Gate privileges with performance. Miss SLAs or fall below conversion standards and you lose access to top-probability opportunities until corrected. Standards without consequences are suggestions.
Governance: protect brand, margin, and risk
Institutions endure because they govern. Document your compliance protocols: advertising approvals, data retention, consumer privacy, escrow and trust account oversight, and E&O reporting. Consolidate all client communication within approved channels that leave an auditable trail. Require quarterly training on policy changes.
Add a risk register to the Run Sheet: top 10 risks, owners, mitigations, and status. Treat risk like a pipeline: what’s new, what’s trending, and what’s closed out.
Common failure patterns to eliminate
- Volume worship: Spending to hit top-line GCI while unit economics deteriorate.
- Undefined capacity: Adding headcount because people are “busy,” not because seats are maxed per model.
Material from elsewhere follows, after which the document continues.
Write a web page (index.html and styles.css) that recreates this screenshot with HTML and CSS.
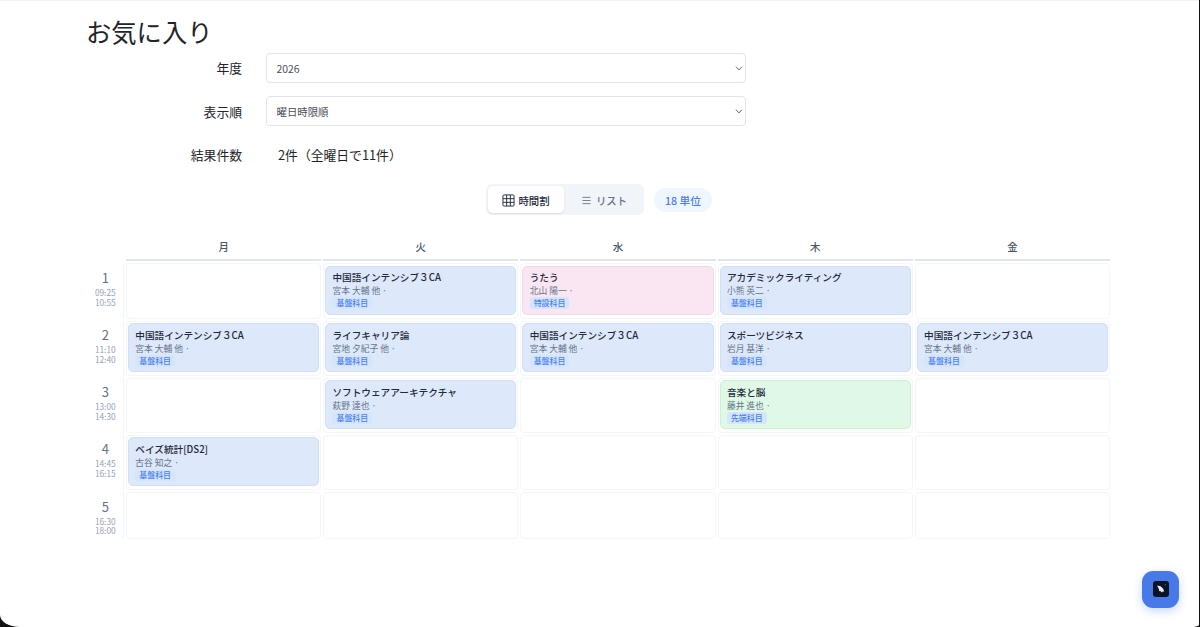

- Routing by seniority: Assignments based on politics rather than probability and performance.
- Tool sprawl: Stacks that lack owners, workflows, or measurable impact.
- Reporting theater: Metrics reviewed without decisions or consequences.
Where to start this quarter
- Publish the one-page Run Sheet: org, SLAs, scorecard, cadence, and redline rules.
- Stand up the weekly Demand P&L; reallocate 20% of spend to top two sources with best margin.
- Enforce a single CRM pipeline with stage probabilities tied to history—not hope.
- Reset comp to reward contribution margin and SLA adherence, not just closings.
- Audit the stack; cut one tool, standardize one workflow, and retrain to usage.
For additional operator-grade frameworks, review RE Luxe Leaders® Insights. Our private advisory work focuses on the architecture and enforcement that keep growth profitable.
Conclusion
Teams that win in the next cycle will look less like personalities and more like firms. The real estate team operating model is the difference: explicit roles and capacity, demand treated as a P&L, disciplined conversion, uncompromising unit economics, and a hardened platform that enforces behavior. Write it down. Review it weekly. Defend it relentlessly.